“Turn your pagers to 1993”
– The Notorious B.I.G.
I recently found an entire box of my old notebooks in my basement. After reading through a few of them, I began to notice how differently my writing style and general interests have changed over time. Looking through my old writings I realized that I had become so far removed from some of the versions of me that it was like reading through a stranger’s thoughts.
The oldest book in the collection was from when I was about nine or so. The writing was atrocious and almost everything written was a blatant rip-off of something else. As I read the “stories” I had written, I could easily identify which summer blockbusters and horror novels I had stolen the plots from.
The second notebook that I read through was from around the time I was thirteen. It still wasn’t very good, but it was an improvement. The highlight of this was a massive hand written rough draft for my version of Red Alert 3 (at the time a third game hadn’t even been announced).

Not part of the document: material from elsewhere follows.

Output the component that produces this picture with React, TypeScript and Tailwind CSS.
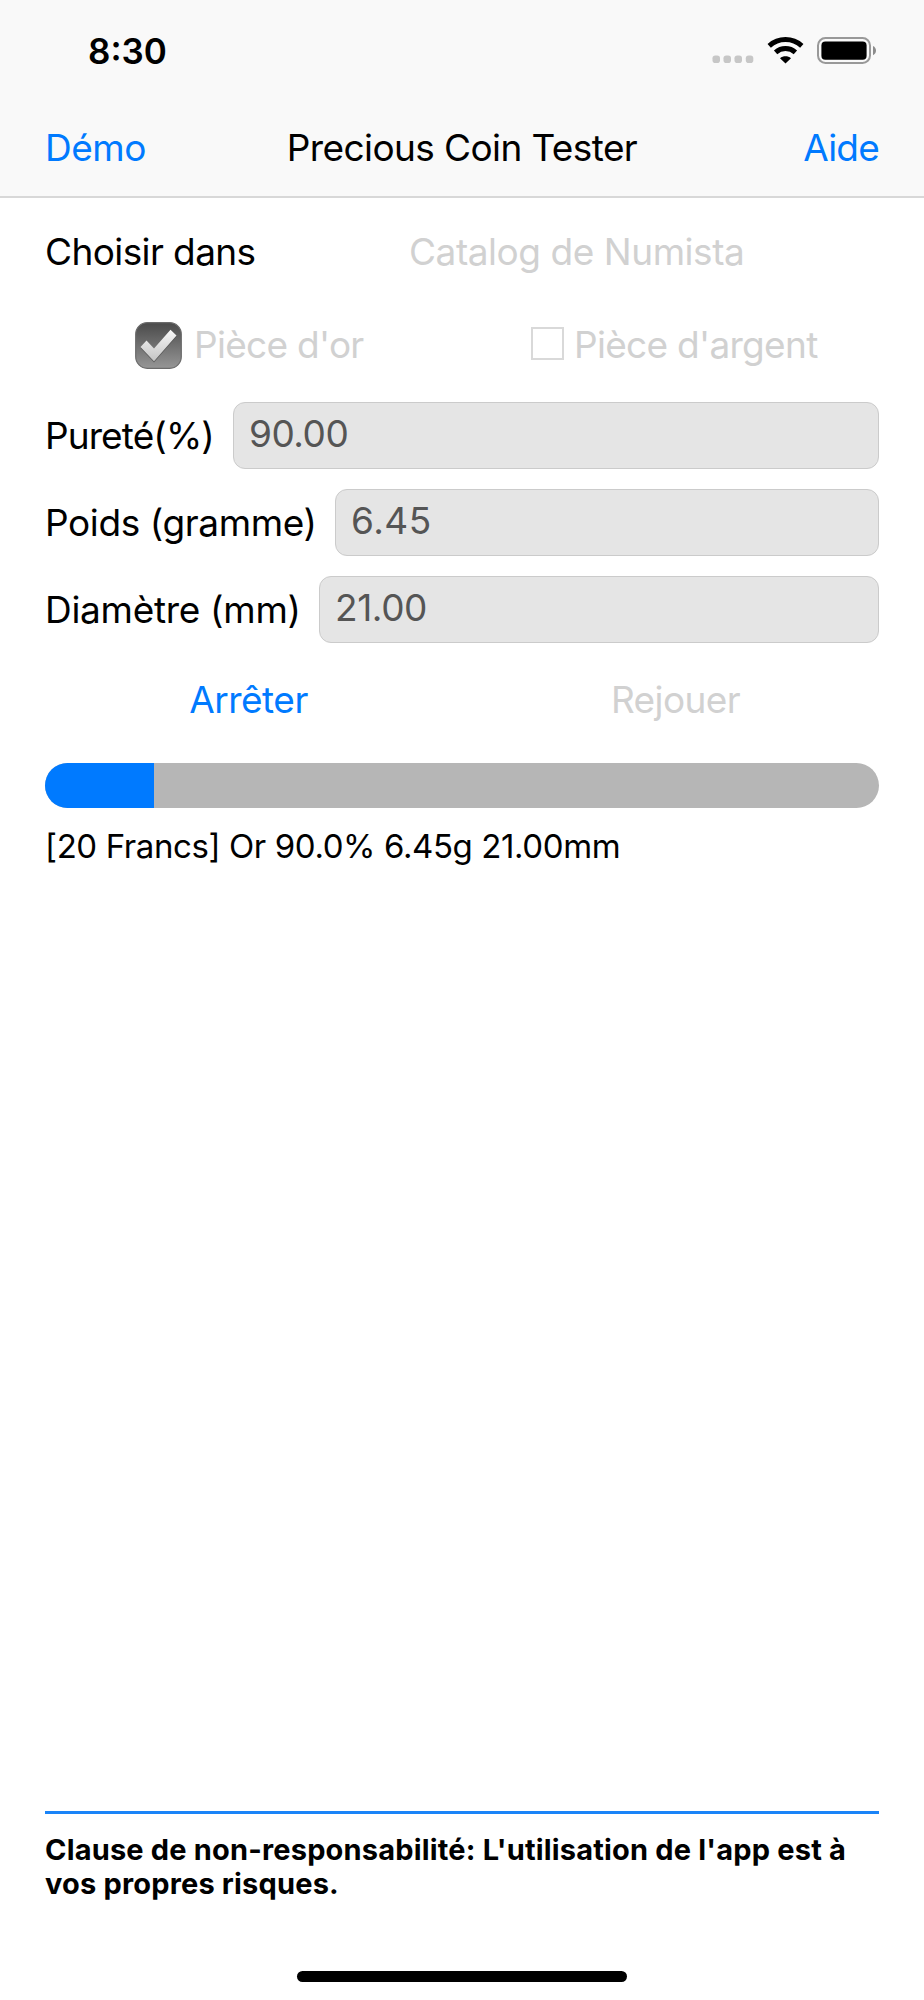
import { useState } from 'react';

interface FieldProps {
  label: string;
  value: string;
  labelClass: string;
  valueClass: string;
}

function Field({ label, value, labelClass, valueClass }: FieldProps) {
  return (
    <div className="flex h-[67px] items-center">
      <label className={`shrink-0 whitespace-nowrap pt-px ${labelClass}`}>{label}</label>
      <div className="flex h-full flex-1 items-center rounded-[12px] border border-[#cbcbcb] bg-[#e5e5e5] pb-[3px] pl-[15px]">
        <span className={`whitespace-nowrap text-[#555555] ${valueClass}`}>{value}</span>
      </div>
    </div>
  );
}

function StatusBar() {
  return (
    <div className="flex h-[100px] items-center justify-between pl-[88px] pr-[48px]">
      <span className="pt-[2px] text-[35px] font-semibold leading-none">8:30</span>
      <div className="flex items-center pt-px">
        <svg width="42" height="28" viewBox="0 0 42 28" fill="#c7c7c7">
          <rect x="0.5" y="18.5" width="7.5" height="7.5" rx="2.8" />
          <rect x="11.5" y="18.5" width="7.5" height="7.5" rx="2.8" />
          <rect x="22.5" y="18.5" width="7.5" height="7.5" rx="2.8" />
          <rect x="33.8" y="18.5" width="7.5" height="7.5" rx="2.8" />
        </svg>
        {/* wifi */}
        <svg className="ml-[13px]" width="37" height="28" viewBox="0 0 37 28" fill="none" stroke="#000">
          <path d="M2.2 8.8 C11.5 .5 25.5 .5 34.8 8.8" strokeWidth="5" />
          <path d="M8.6 15.4 C14.3 10.3 22.7 10.3 28.4 15.4" strokeWidth="5" />
          <path d="M18.5 26.6 L13 21.2 C16.2 18.6 20.8 18.6 24 21.2 Z" fill="#000" stroke="none" />
        </svg>
        {/* battery */}
        <svg className="ml-[13px]" width="59" height="28" viewBox="0 0 59 28">
          <rect x="1" y="1" width="52" height="25" rx="7.5" fill="none" stroke="#999" strokeWidth="2" />
          <rect x="4.4" y="4.4" width="45.2" height="18.4" rx="4" fill="#000" />
          <path d="M56 9 C60 10.6 60 16.6 56 18.2 Z" fill="#8c8c8c" />
        </svg>
      </div>
    </div>
  );
}

function CheckedBox() {
  return (
    <svg className="shrink-0" width="47" height="47" viewBox="0 0 47 47">
      <defs>
        <linearGradient id="box" x1="0" y1="0" x2="0" y2="1">
          <stop offset="0" stopColor="#4a4a4a" />
          <stop offset="1" stopColor="#969696" />
        </linearGradient>
        <linearGradient id="tick" x1="0" y1="0" x2="0" y2="1">
          <stop offset="0" stopColor="#f8f8f8" />
          <stop offset="1" stopColor="#c4c4c4" />
        </linearGradient>
      </defs>
      <rect x="0.7" y="0.7" width="45.6" height="45.6" rx="11.5" fill="url(#box)" stroke="#6b6b6b" strokeWidth="1.2" />
      <path d="M5.5 26 L11.5 19 L19 27.5 L35.5 8.8 L41.5 14.5 L19 40.5 Z" fill="#444" opacity="0.6" />
      <path d="M5.5 25 L11.5 18.4 L19 26.5 L35.5 7.8 L41.5 13.6 L19 39.2 Z" fill="url(#tick)" />
    </svg>
  );
}

export default function App() {
  const [progress] = useState(109);

  return (
    <div className="flex h-[2000px] w-[924px] flex-col bg-white font-['Inter',sans-serif] text-[37px] leading-[46px] text-black">
      <header className="h-[198px] border-b-2 border-[#d8d8d8] bg-[#f9f9f9]">
        <StatusBar />
        <nav className="grid h-[96px] grid-cols-[1fr_auto_1fr] items-center px-[45px]">
          <button type="button" className="justify-self-start text-[#007aff] tracking-[-0.5px]">Démo</button>
          <h1 className="whitespace-nowrap tracking-[-0.6px]">Precious Coin Tester</h1>
          <button type="button" className="justify-self-end text-[#007aff] tracking-[-0.8px]">Aide</button>
        </nav>
      </header>

      <main className="flex flex-1 flex-col px-[45px]">
        <div className="mt-[31px] flex">
          <span className="w-[364px] tracking-[-0.6px]">Choisir dans</span>
          <button type="button" className="whitespace-nowrap text-[#d1d1d1] tracking-[-0.45px]">Catalog de Numista</button>
        </div>

        <div className="mt-[47px] flex h-[47px] items-center pl-[90px] text-[#d1d1d1]">
          <div className="flex w-[396px] items-center">
            <CheckedBox />
            <span className="ml-[12px] whitespace-nowrap pb-[2px] tracking-[-0.7px]">Pièce d'or</span>
          </div>
          <span className="mb-[5px] size-[33px] shrink-0 border-2 border-[#d9d9d9]" />
          <span className="ml-[10px] whitespace-nowrap pb-[2px] tracking-[-0.7px]">Pièce d'argent</span>
        </div>

        <div className="mt-[33px] flex flex-col gap-[20px]">
          <Field label="Pureté(%)" value="90.00" labelClass="w-[188px] tracking-[-0.9px]" valueClass="tracking-[-0.5px]" />
          <Field label="Poids (gramme)" value="6.45" labelClass="w-[290px] tracking-[-0.4px]" valueClass="tracking-[0.5px]" />
          <Field label="Diamètre (mm)" value="21.00" labelClass="w-[274px] tracking-[-0.3px]" valueClass="tracking-[-0.4px]" />
        </div>

        <div className="mt-[34px] grid grid-cols-2 gap-5">
          <button type="button" className="text-[#007aff] tracking-[-0.5px]">Arrêter</button>
          <button type="button" className="text-[#d1d1d1] tracking-[-0.6px]">Rejouer</button>
        </div>

        <div className="mt-[40px] h-[45px] shrink-0 overflow-hidden rounded-full bg-[#b6b6b6]">
          <div className="h-full bg-[#007aff]" style={{ width: progress }} />
        </div>
        <p className="mt-[15px] whitespace-nowrap text-[33px] tracking-[-0.4px]">[20 Francs] Or 90.0% 6.45g 21.00mm</p>
      </main>

      <footer className="flex h-[189px] flex-col px-[45px]">
        <div className="h-[3px] shrink-0 bg-[#1a84f8]" />
        <p className="mt-[19px] text-[29px] font-bold leading-[34px] tracking-[0.18px]">
          Clause de non-responsabilité: L'utilisation de l'app est à<br />
          vos propres risques.
        </p>
        <div className="mb-[18px] mt-auto h-[11px] w-[330px] shrink-0 self-center rounded-full bg-black" />
      </footer>
    </div>
  );
}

Surprisingly my ideas were actually pretty unique. While I still “borrowed” concepts from other games and movies, most of what I wrote was original. The difference between this notebook and the earlier one were night and day. Although I was by no stretch of the imagination a good writer, I was infinitely better than I had been.
The other two notebooks that I found were from high school. Both were incredibly inconsistent, at one point I wrote a bunch of lousy poetry, but still had some gems. There was a pretty campy story about a toxic fungus inhabiting marijuana buds that caused people to in die gruesome manners. It was like reading a cross between something concocted by Lloyd Kaufman and David Cronenberg. There was also a pretty good half finished detective story set in a retro-futuristic setting.
Reading through my old notebooks also reminded me of something I had long since forgotten. At each stage of my writing, I had believed I’d reached my crescendo. When I was nine I thought I’d become best-selling author of books that were essentially Stephan King knock-offs. At thirteen I imagined myself penning all the flagship titles for a major game developer. At sixteen I thought I was the next Michael Chabon.
Within the next three years I doubt I’ll still be writing Thirty Days To X. As much as I love creating new posts and doing monthly challenges, I’ll eventually outgrow it. And, quite frankly, that thought kind of excites me. I’m looking forward to the future and what I write in it.